D. L. O'Donnell, (T. C. Osborn & J. M. Leahy with him,) for the plaintiff.
RONAN, J. These are two actions of tort to recover damages for the death of the plaintiff's testatrix which, the plaintiff alleges, was due to the negligent operation of a motor vehicle by the individual defendant, as an employee
of the corporate defendant, upon Pond Street in South Weymouth, shortly after six o'clock on the evening of December 7, 1938. The jury returned a verdict for the plaintiff in each case. Each defendant excepted to the denial of a motion for a directed verdict. Both defendants contend there was no evidence of any negligence in the operation of the motor vehicle, that the manner in which the accident happened was a matter of conjecture and surmise, and that no inference of negligence could properly be drawn.
The jury could find the following facts: The testatrix, a woman eighty-five years of age and five feet and four inches tall, was walking in a northerly direction on the westerly sidewalk of Pond Street toward her store, which was located in a building to the north of the railroad station on the westerly side of this street. The sidewalk along which the testatrix was travelling was four inches higher than the street and abutted the depot yard and the adjacent premises of the testatrix. A boy, fourteen years of age, and his sister, eleven years of age, while on their way to her store had passed the testatrix at a point approximately seventy feet from her store. The boy and girl entered the store, the boy holding open the door for the testatrix for a short time and then joining his sister who was at the counter. The girl then looked out of the store window and saw the motor vehicle at the place where the body of the testatrix was found, which was about twenty-eight feet from the store. The body was lying to the west of the sidewalk with the feet a few inches from the inner line of the sidewalk. The testatrix suffered fractures of several bones and also a fracture of the skull so extensive as to permit the evisceration of the brain. There was no evidence of conscious suffering. The motor vehicle, a twenty-nine passenger bus, twenty-eight feet in length, seven feet and nine inches wide, with an overhang of five feet and seven inches extending from the center of the rear wheels, and with windows along the sides and in the rear, was driven northerly along Pond Street and the front of it driven into a vacant lot upon the easterly side of the street; it was
then backed up over the westerly sidewalk and operated southerly along Pond Street, coming to a stop by the side of the street near the depot. As the driver slowly backed the bus with motor racing, he was seated on the arm of the driver's seat looking through the rear windows, but he did not see the testatrix. The lights on the inside of the bus were out but the rear outside lights were lighted. The site of the accident was fairly well lighted. The operator felt the rear wheels of the bus go up over the sidewalk and then a second jolt, which he thought was caused by the rear wheels leaving the inner line of the sidewalk and reaching the level of the depot yard. There was testimony from the operator that he could not see very well as he backed the bus and that he was watching an automobile that was parked on the westerly side of the street a little south of the place where he was backing the bus. A police officer, who was on duty a short distance from the place of the accident, testified that the operator came up to him and said that he had just killed a woman. Blood and brain matter were found upon the left rear tire of the bus.

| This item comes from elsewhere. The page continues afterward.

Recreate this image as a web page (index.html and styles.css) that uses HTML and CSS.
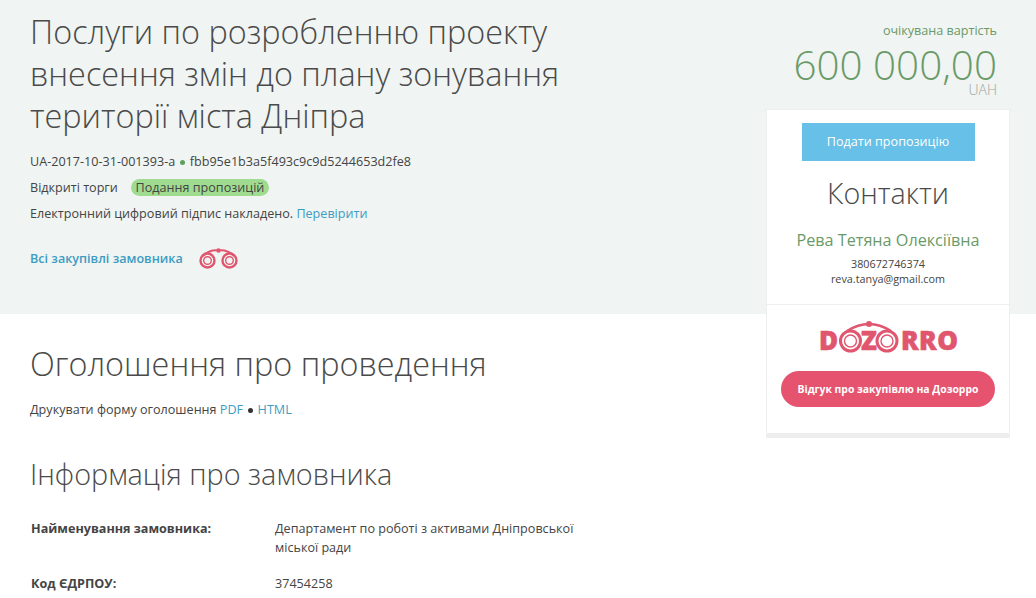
FILE: index.html
```html
<!DOCTYPE html>
<html lang="uk">
<head>
  <meta charset="UTF-8">
  <title>Послуги по розробленню проекту</title>
  <link rel="stylesheet" href="styles.css">
</head>
<body>

<header class="tender-head">
  <div class="tender-info">
    <h1>Послуги по розробленню проекту внесення змін до плану зонування території міста Дніпра</h1>
    <p class="line">UA-2017-10-31-001393-a <span class="dot"></span> fbb95e1b3a5f493c9c9d5244653d2fe8</p>
    <p class="line">Відкриті торги <span class="status">Подання пропозицій</span></p>
    <p class="line">Електронний цифровий підпис накладено. <a href="#">Перевірити</a></p>
    <p class="buyer-link">
      <a href="#">Всі закупівлі замовника</a>
      <svg class="bino" width="40" height="22" viewBox="0 0 40 22" fill="none" stroke="#e0566f">
        <path d="M4 9 C9 4 15 3 19.500 3.500 C24 3 30 4 35 9" stroke-width="2"/>
        <circle cx="19.500" cy="3.500" r="2.200" fill="#e0566f" stroke="none"/>
        <circle cx="8.500" cy="13.500" r="7" stroke-width="2.400"/>
        <circle cx="8.500" cy="13.500" r="3.800" stroke-width="1.400"/>
        <circle cx="30.500" cy="13.500" r="7" stroke-width="2.400"/>
        <circle cx="30.500" cy="13.500" r="3.800" stroke-width="1.400"/>
      </svg>
    </p>
  </div>

  <aside class="side">
    <div class="price">
      <div class="price-label">очікувана вартість</div>
      <div class="price-value">600 000,00</div>
      <div class="price-cur">UAH</div>
    </div>
    <div class="card">
      <div class="card-top">
        <a class="btn-blue" href="#">Подати пропозицію</a>
        <h2>Контакти</h2>
        <div class="contact-name">Рева Тетяна Олексіївна</div>
        <div class="contact-line">380672746374</div>
        <div class="contact-line">reva.tanya@gmail.com</div>
      </div>
      <div class="card-bottom">
        <svg class="logo" width="138" height="34" viewBox="0 0 138 34">
          <g class="logo-text">
            <text x="0" y="30">D</text>
            <text x="42" y="30">Z</text>
            <text class="logo-end" x="82" y="30">RRO</text>
          </g>
          <g fill="none" stroke="#e0566f">
            <path d="M28 11 C36 6 44 4 50 4 C56 4 64 6 72 11" stroke-width="2.400"/>
            <circle cx="31.500" cy="21" r="10" stroke-width="3"/>
            <circle cx="31.500" cy="21" r="6" stroke-width="1.400"/>
            <circle cx="68" cy="21" r="10" stroke-width="3"/>
            <circle cx="68" cy="21" r="6" stroke-width="1.400"/>
          </g>
          <circle cx="50" cy="4" r="3" fill="#e0566f"/>
        </svg>
        <a class="btn-pink" href="#">Відгук про закупівлю на Дозорро</a>
      </div>
    </div>
  </aside>
</header>

<main class="content">
  <h2 class="big">Оголошення про проведення</h2>
  <p class="print">Друкувати форму оголошення <a href="#">PDF</a> <span class="dot dark"></span> <a href="#">HTML</a></p>

  <h3 class="mid">Інформація про замовника</h3>
  <div class="row">
    <div class="row-label">Найменування замовника:</div>
    <div class="row-value">Департамент по роботі з активами Дніпровської міської ради</div>
  </div>
  <div class="row">
    <div class="row-label">Код ЄДРПОУ:</div>
    <div class="row-value">37454258</div>
  </div>
</main>

</body>
</html>
```

FILE: styles.css
```css
html, body {
  height: 100%;
  overflow: hidden;
}
body {
  margin: 0;
  font-family: "Open Sans", sans-serif;
  font-size: 12.6px;
  color: #444;
  background-color: #fff;
}
a {
  color: #3d9cc4;
  text-decoration: none;
}
.tender-head {
  display: flex;
  justify-content: space-between;
  align-items: flex-start;
  height: 314px;
  padding: 0 26px 0 30px;
  box-sizing: border-box;
  background-color: #f0f4f2;
}
.tender-info {
  width: 560px;
  padding-top: 10px;
}
.tender-info h1 {
  margin: 0 0 17px;
  font-size: 32.4px;
  font-weight: 300;
  line-height: 42px;
  color: #4a4a4a;
}
.line {
  margin: 0 0 8px;
  line-height: 18px;
}
.dot {
  display: inline-block;
  width: 5px;
  height: 5px;
  margin: 0 1.500px 1px;
  border-radius: 50%;
  background-color: #5ba25e;
}
.dot.dark {
  background-color: #333;
}
.status {
  margin-left: 10px;
  padding: 0 4.500px;
  border-radius: 9px;
  background-color: #a0dc90;
  display: inline-block;
  line-height: 17px;
}
.buyer-link {
  display: flex;
  align-items: center;
  gap: 16px;
  margin: 24px 0 0;
  font-weight: 600;
}
.side {
  width: 244px;
}
.price {
  text-align: right;
  padding: 22px 13px 0 0;
  color: #6a9a68;
}
.price-label {
  font-size: 12.6px;
  line-height: 18px;
}
.price-value {
  margin-top: 6px;
  font-size: 40.4px;
  font-weight: 300;
  line-height: 38px;
}
.price-cur {
  color: #9aa69c;
  font-size: 14px;
  font-weight: 300;
  line-height: 12px;
}
.card {
  margin-top: 13px;
  background-color: #fff;
  border: 1px solid #eeeeee;
  border-bottom-width: 5px;
  text-align: center;
}
.card-top {
  padding: 13px 0 18px;
  border-bottom: 1px solid #eee;
}
.btn-blue {
  display: block;
  width: 173px;
  margin: 0 auto;
  background-color: #66c0e8;
  color: #fff;
  line-height: 38px;
}
.card h2 {
  margin: 13px 0 17px;
  font-size: 28.7px;
  font-weight: 300;
  line-height: 38px;
  color: #4a4a4a;
}
.contact-name {
  margin-bottom: 5px;
  font-size: 16.2px;
  color: #6a9a68;
  line-height: 22px;
}
.contact-line {
  font-size: 10.8px;
  line-height: 15px;
}
.card-bottom {
  padding: 15px 14px 26px;
}
.logo {
  display: block;
  margin: 0 auto 17px;
  overflow: visible;
}
.logo-text text {
  font-family: "Open Sans", sans-serif;
  font-size: 26px;
  font-weight: 800;
  fill: #e0566f;
  stroke: #e0566f;
  stroke-width: 0.6px;
}
.logo-text .logo-end {
  letter-spacing: 0.5px;
}
.btn-pink {
  display: block;
  background-color: #e5536e;
  color: #fff;
  border-radius: 18px;
  font-size: 10.4px;
  font-weight: 700;
  line-height: 36px;
}
.content {
  padding: 0 30px;
}
.big {
  margin: 28px 0 0;
  font-size: 32.4px;
  font-weight: 300;
  line-height: 42px;
  color: #4a4a4a;
}
.print {
  margin: 17px 0 0;
  line-height: 18px;
}
.mid {
  margin: 36px 0 26px;
  font-size: 28.8px;
  font-weight: 300;
  line-height: 38px;
  color: #4a4a4a;
}
.row {
  display: flex;
  width: 560px;
  margin-top: 17px;
  line-height: 19px;
}
.row-label {
  width: 244px;
  font-weight: 700;
  padding-left: 1px;
}
.row-value {
  flex: 1;
}
```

The operator, in backing the bus over the sidewalk, was required to exercise a degree of care commensurate with the probable harmful consequences that might be sustained by pedestrians travelling upon the sidewalk if there were a lack of such care. Minsk v. Pitaro, 284 Mass. 109 . Capano v. Melchionno, 297 Mass. 1 . Whether the operator ought to have seen the testatrix in time to stop the bus and avert striking her was a question of fact, which was properly submitted to the jury. Noonan v. P. M. Leavitt Co. 238 Mass. 481 . Millay v. Town Taxi, Inc. 242 Mass. 314 . Smith v. Whittall, 257 Mass. 306 . Mulroy v. Marinakis, 271 Mass. 421 . Hirrel v. Lacey, 274 Mass. 431 . Sullivan v. Napolitano, 277 Mass. 341 . Legg v. Bloom, 282 Mass. 303 . White v. Checker Taxi Co. 284 Mass. 73 . Frasciello v. Baer, 304 Mass. 643 .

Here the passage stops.